Plus important encore, c’est de savoir si le discours de
Gamal Moubarak en faveur de la classe pauvre
représente un vrai changement dans les politiques du pays
qui, selon certains, dérivent vers un « libéralisme sauvage
».
« Ces visites s’inscrivent plutôt dans le cadre des
relations publiques. Le problème des villages déshérités est
très sérieux, il ne suffit pas pour le régler de se prendre
des photos avec les villageois.
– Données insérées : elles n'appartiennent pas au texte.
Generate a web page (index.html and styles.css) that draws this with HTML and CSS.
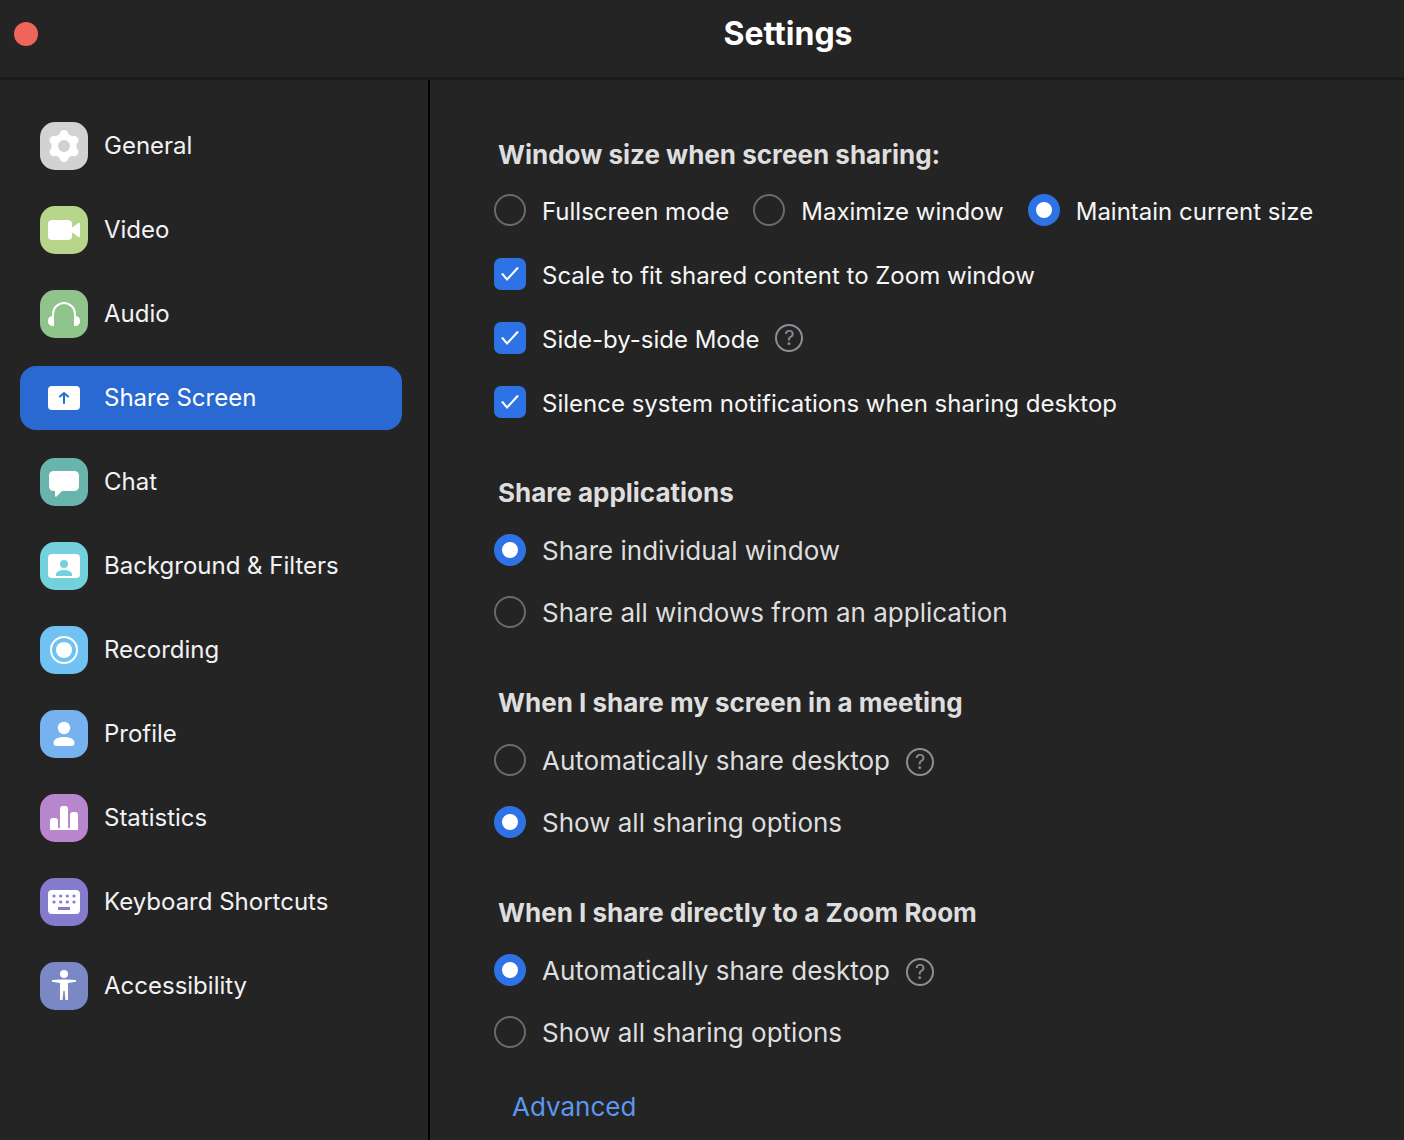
FILE: index.html
```html
<!DOCTYPE html>
<html lang="en">
<head>
<meta charset="utf-8">
<meta name="viewport" content="width=device-width, initial-scale=1">
<title>Settings</title>
<link rel="stylesheet" href="styles.css">
</head>
<body>
<header class="titlebar">
  <button class="close" type="button" aria-label="Close"></button>
  <h1 class="title">Settings</h1>
</header>
<div class="body">
  <nav class="sidebar" aria-label="Settings sections">
    <a class="nav-item" href="#general">
      <svg class="nav-icon general" viewBox="0 0 48 48" aria-hidden="true"><path fill="none" stroke="#fff" stroke-width="9" stroke-linecap="round" stroke-linejoin="round" d="M24 12.500V35.500M14 18.300L34 29.700M14 29.700L34 18.300"/><circle cx="24" cy="24" r="12.500" fill="#fff"/><circle cx="24" cy="24" r="6" fill="#d2d2d2"/></svg>
      <span>General</span>
    </a>
    <a class="nav-item" href="#video">
      <svg class="nav-icon video" viewBox="0 0 48 48" aria-hidden="true"><rect x="8" y="14" width="24" height="20" rx="4"/><path d="M32 21.500L38.500 17Q40 16.200 40 17.800V30.200Q40 31.800 38.500 31L32 26.500Z"/></svg>
      <span>Video</span>
    </a>
    <a class="nav-item" href="#audio">
      <svg class="nav-icon audio" viewBox="0 0 48 48" aria-hidden="true"><path fill="none" stroke="#fff" stroke-width="2" d="M13 28V24a11 11 0 0 1 22 0V28"/><path d="M14 26V36H12.500A4.500 4.500 0 0 1 8 31.500V30.500A4.500 4.500 0 0 1 12.500 26ZM34 26V36H35.500A4.500 4.500 0 0 0 40 31.500V30.500A4.500 4.500 0 0 0 35.500 26Z"/></svg>
      <span>Audio</span>
    </a>
    <a class="nav-item selected" href="#share-screen" aria-current="page">
      <svg class="nav-icon" viewBox="0 0 48 48" aria-hidden="true"><rect x="8" y="12" width="32" height="24" rx="4"/><path fill="none" stroke="#2a69d2" stroke-width="2" stroke-linecap="round" stroke-linejoin="round" d="M24 29V19M20 22.500L24 19L28 22.500"/></svg>
      <span>Share Screen</span>
    </a>
    <a class="nav-item" href="#chat">
      <svg class="nav-icon chat" viewBox="0 0 48 48" aria-hidden="true"><path d="M14 13H34Q39 13 39 18V28Q39 33 34 33H22L16.500 38.500Q15 39.500 15 37.500V33H14Q9 33 9 28V18Q9 13 14 13Z"/></svg>
      <span>Chat</span>
    </a>
    <a class="nav-item" href="#background">
      <svg class="nav-icon background" viewBox="0 0 48 48" aria-hidden="true"><rect x="8" y="12" width="32" height="24" rx="4"/><circle cx="24" cy="22" r="4" fill="#73d1de"/><path fill="#73d1de" d="M16 34V32.500C16 29.500 20 28 24 28S32 29.500 32 32.500V34Z"/></svg>
      <span>Background &amp; Filters</span>
    </a>
    <a class="nav-item" href="#recording">
      <svg class="nav-icon recording" viewBox="0 0 48 48" aria-hidden="true"><circle cx="24" cy="24" r="13" fill="none" stroke="#fff" stroke-width="2"/><circle cx="24" cy="24" r="8"/></svg>
      <span>Recording</span>
    </a>
    <a class="nav-item" href="#profile">
      <svg class="nav-icon profile" viewBox="0 0 48 48" aria-hidden="true"><circle cx="24" cy="18" r="6.200"/><path d="M13.500 33C13.500 29 18 27 24 27S34.500 29 34.500 33Q34.500 36 31.500 36H16.500Q13.500 36 13.500 33Z"/></svg>
      <span>Profile</span>
    </a>
    <a class="nav-item" href="#statistics">
      <svg class="nav-icon statistics" viewBox="0 0 48 48" aria-hidden="true"><path d="M10 36V27Q10 24 13 24H15Q18 24 18 27V34H20V15Q20 12 23 12H25Q28 12 28 15V34H30V21Q30 18 33 18H35Q38 18 38 21V36Z"/></svg>
      <span>Statistics</span>
    </a>
    <a class="nav-item" href="#shortcuts">
      <svg class="nav-icon shortcuts" viewBox="0 0 48 48" aria-hidden="true"><rect x="8" y="12" width="32" height="24" rx="4"/><path fill="none" stroke="#857bcd" stroke-width="3.200" stroke-linecap="round" d="M14 18h.01M20.700 18h.01M27.300 18h.01M34 18h.01M14 24h.01M20.700 24h.01M27.300 24h.01M34 24h.01"/><rect x="18" y="29" width="12" height="3" fill="#857bcd"/></svg>
      <span>Keyboard Shortcuts</span>
    </a>
    <a class="nav-item" href="#accessibility">
      <svg class="nav-icon accessibility" viewBox="0 0 48 48" aria-hidden="true"><circle cx="24" cy="12" r="4"/><path d="M12 18L22 17.500H26L36 18V19.700L28 21V38H25.500L24.600 29H23.400L22.500 38H20V21L12 19.700Z"/></svg>
      <span>Accessibility</span>
    </a>
  </nav>
  <main class="content">
    <section class="group primary">
      <h2 class="heading">Window size when screen sharing:</h2>
      <div class="options">
        <div class="choices">
          <label class="option"><input class="radio" type="radio" name="size"><span>Fullscreen mode</span></label>
          <label class="option"><input class="radio" type="radio" name="size"><span>Maximize window</span></label>
          <label class="option"><input class="radio" type="radio" name="size" checked><span>Maintain current size</span></label>
        </div>
        <label class="option"><input class="check" type="checkbox" checked><span>Scale to fit shared content to Zoom window</span></label>
        <div class="row">
          <label class="option"><input class="check" type="checkbox" checked><span>Side-by-side Mode</span></label>
          <button class="help" type="button" aria-label="About side-by-side mode">?</button>
        </div>
        <label class="option"><input class="check" type="checkbox" checked><span>Silence system notifications when sharing desktop</span></label>
      </div>
    </section>
    <section class="group">
      <h2 class="heading">Share applications</h2>
      <div class="options">
        <label class="option"><input class="radio" type="radio" name="apps" checked><span>Share individual window</span></label>
        <label class="option"><input class="radio" type="radio" name="apps"><span>Share all windows from an application</span></label>
      </div>
    </section>
    <section class="group">
      <h2 class="heading">When I share my screen in a meeting</h2>
      <div class="options">
        <div class="row">
          <label class="option"><input class="radio" type="radio" name="meeting"><span>Automatically share desktop</span></label>
          <button class="help" type="button" aria-label="About sharing in a meeting">?</button>
        </div>
        <label class="option"><input class="radio" type="radio" name="meeting" checked><span>Show all sharing options</span></label>
      </div>
    </section>
    <section class="group">
      <h2 class="heading">When I share directly to a Zoom Room</h2>
      <div class="options">
        <div class="row">
          <label class="option"><input class="radio" type="radio" name="room" checked><span>Automatically share desktop</span></label>
          <button class="help" type="button" aria-label="About sharing to a Zoom Room">?</button>
        </div>
        <label class="option"><input class="radio" type="radio" name="room"><span>Show all sharing options</span></label>
      </div>
    </section>
    <a class="advanced" href="#advanced">Advanced</a>
  </main>
</div>
</body>
</html>
```
FILE: styles.css
```css
* { box-sizing: border-box; }

body {
  margin: 0;
  min-height: 100vh;
  display: flex;
  flex-direction: column;
  background: #242424;
  color: #f4f4f4;
  font-family: Inter, "Liberation Sans", sans-serif;
  font-size: 24px;
  line-height: 32px;
}

.titlebar {
  display: grid;
  grid-template-columns: 172px 1fr;
  align-items: center;
  padding: 0 0 9px 0;
  height: 80px;
  border-bottom: 3px solid #1b1b1b;
}

.close {
  width: 24px;
  height: 24px;
  margin-left: 14px;
  padding: 0;
  border: 0;
  border-radius: 50%;
  background: #ee6559;
}

.title {
  margin: 0;
  text-align: center;
  font-size: 32px;
  line-height: 40px;
  font-weight: 700;
  color: #fff;
}

.body {
  flex: 1;
  display: flex;
}

.sidebar {
  flex: 0 0 430px;
  display: flex;
  flex-direction: column;
  gap: 20px;
  padding: 34px 26px 34px 20px;
  border-right: 2px solid #000;
}

.nav-item {
  display: flex;
  align-items: center;
  gap: 16px;
  height: 64px;
  padding: 0 20px;
  border-radius: 16px;
  color: #f2f2f4;
  text-decoration: none;
}

.selected { background: #2a69d2; color: #fff; }

.nav-icon {
  flex: none;
  width: 48px;
  height: 48px;
  border-radius: 15px;
  fill: #fff;
}

.general { background: #d2d2d2; }
.video { background: #b7d68c; }
.audio { background: #90c48c; }
.chat { background: #6ab4ae; }
.background { background: #73d1de; }
.recording { background: #71c2f3; }
.profile { background: #76b2f0; }
.statistics { background: #b886cd; }
.shortcuts { background: #857bcd; }
.accessibility { background: #7a88c6; }

.content {
  flex: 1;
  min-width: 0;
  display: flex;
  flex-direction: column;
  gap: 59px;
  padding: 59px 24px 0 64px;
}

.group {
  display: flex;
  flex-direction: column;
  gap: 25px;
  font-size: 26px;
  color: #dedede;
}

.options {
  display: flex;
  flex-direction: column;
  align-items: flex-start;
  gap: 30px;
}

.primary { gap: 23px; font-size: 24px; color: #f6f6f6; }
.primary .options { gap: 32px; }

.heading {
  margin: 0 0 0 4px;
  font-size: 26px;
  line-height: 32px;
  font-weight: 700;
  color: #dedede;
}

.choices { display: flex; flex-wrap: wrap; gap: 24px; }
.row { display: flex; align-items: center; gap: 16px; }
.option { display: flex; align-items: center; gap: 16px; }
.option span { padding-top: 2px; line-height: 30px; }
.primary .option span { padding-top: 4px; line-height: 28px; }

.radio, .check {
  appearance: none;
  flex: none;
  width: 32px;
  height: 32px;
  margin: 0;
}

.radio { border: 2px solid #6b6b6b; border-radius: 50%; }
.radio:checked { border: 8px solid #2e73e6; background: #fff; }

.check {
  display: grid;
  place-items: center;
  border-radius: 7px;
  background: #2e73e6;
}

.check:checked::before {
  content: "";
  width: 20px;
  height: 16px;
  background: #fff;
  clip-path: polygon(1px 8px, 3px 7px, 7px 12px, 17px 1px, 19px 2px, 7px 15px);
}

.help {
  width: 28px;
  height: 28px;
  margin-top: 4px;
  padding: 0;
  border: 2px solid #8f8c96;
  border-radius: 50%;
  background: none;
  color: #8f8c96;
  font-family: inherit;
  font-size: 20px;
  line-height: 24px;
}

.primary .help { margin-top: 0; }

.advanced {
  align-self: flex-start;
  margin: -16px 0 16px 18px;
  font-size: 26px;
  color: #5b97ee;
  text-decoration: none;
}
```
Tout cela ne doit pas
laisser prévoir un changement de la politique du
gouvernement qui favorise les plus riches aux dépens des
plus pauvres », critique Abdallah Al-Sennawi, rédacteur en
chef de l’hebdomadaire nassérien Al-Arabi.
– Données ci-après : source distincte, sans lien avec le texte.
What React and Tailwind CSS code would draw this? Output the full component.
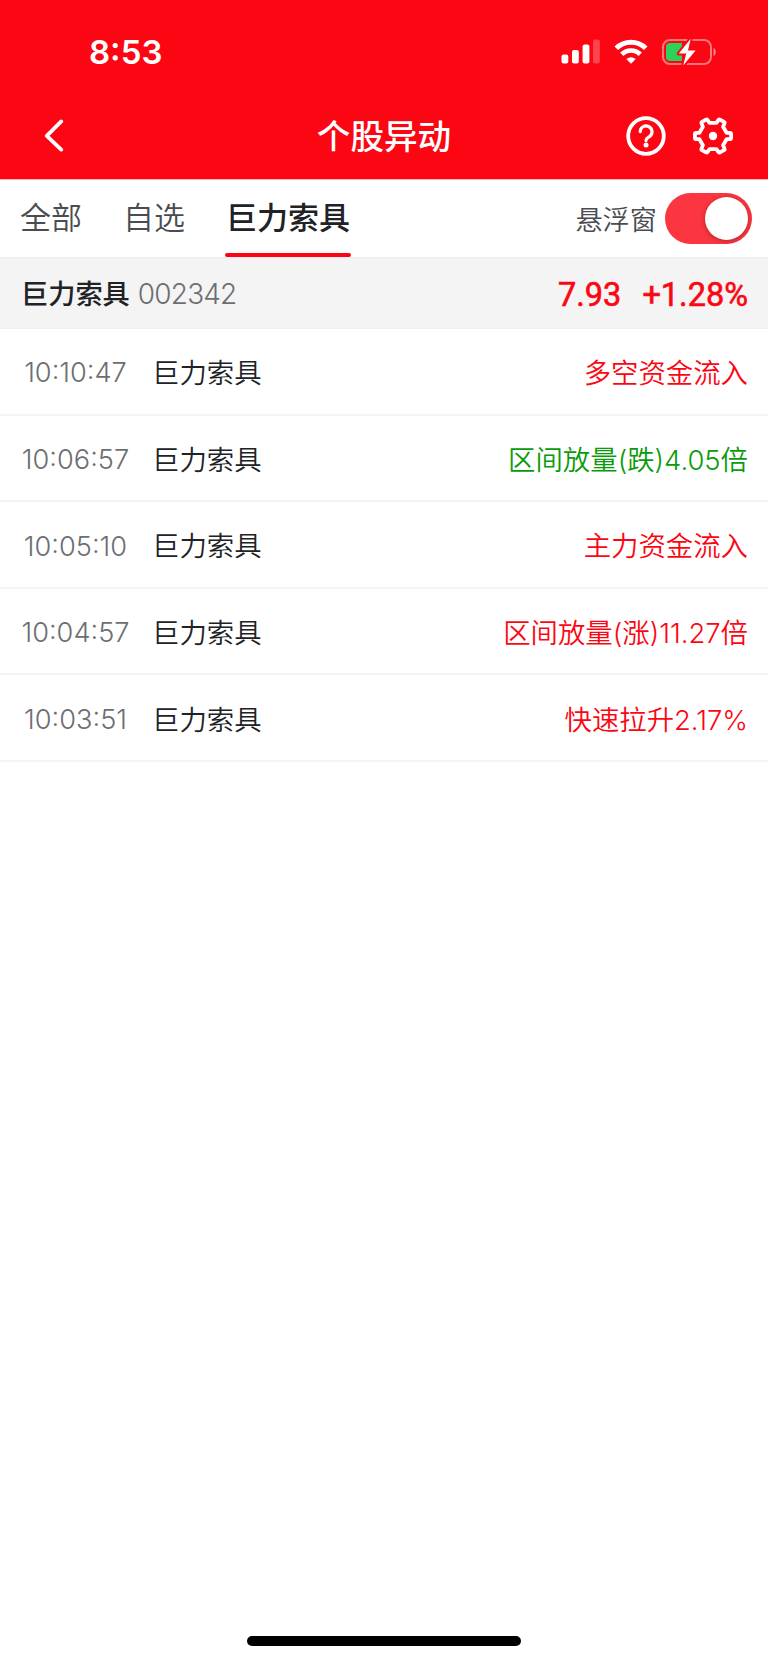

Président de la commission de l’enseignement au Parlement et
membre du Comité des politiques au PND, Hossam Badrawi
réfute ces accusations qui, pour lui, sont symptôme d’une «
crise de confiance ».
« Le Fayoum est l’un des trois gouvernorats choisis pour
l’application expérimentale du système d’enseignement
décentralisé. Il est normal d’aller discuter et communiquer
avec les responsables de l’enseignement là-bas ainsi que les
membres concernés des conseils municipaux qui seront dotés
de certains pouvoirs supplémentaires dans ce domaine »,
affirme Badrawi, qui faisait partie des responsables qui ont
visité le Fayoum avec Gamal Moubarak.
Le député rejette l’idée d’initiative personnelle ou celle
d’une campagne de relation publique, ainsi que les
accusations selon lesquelles Gamal Moubarak jouerait un rôle
politique qui dépasse ses fonctions. « C’est le Comité des
politiques du PND présidé par Gamal Moubarak qui définit les
orientations politiques du gouvernement. Les gens doivent
arrêter de faire la différence entre le gouvernement et le
parti au pouvoir, parce qu’il ne s’agit pas de deux parties
distinctes, le PND est le parti de la majorité et c’est à
lui qu’appartient le gouvernement », explique-t-il. « Les
gens refusent de le reconnaître parce qu’ils pensent que les
élections législatives n’étaient pas propres. Il s’agit
d’une crise de confiance en premier lieu », ajoute Badrawi.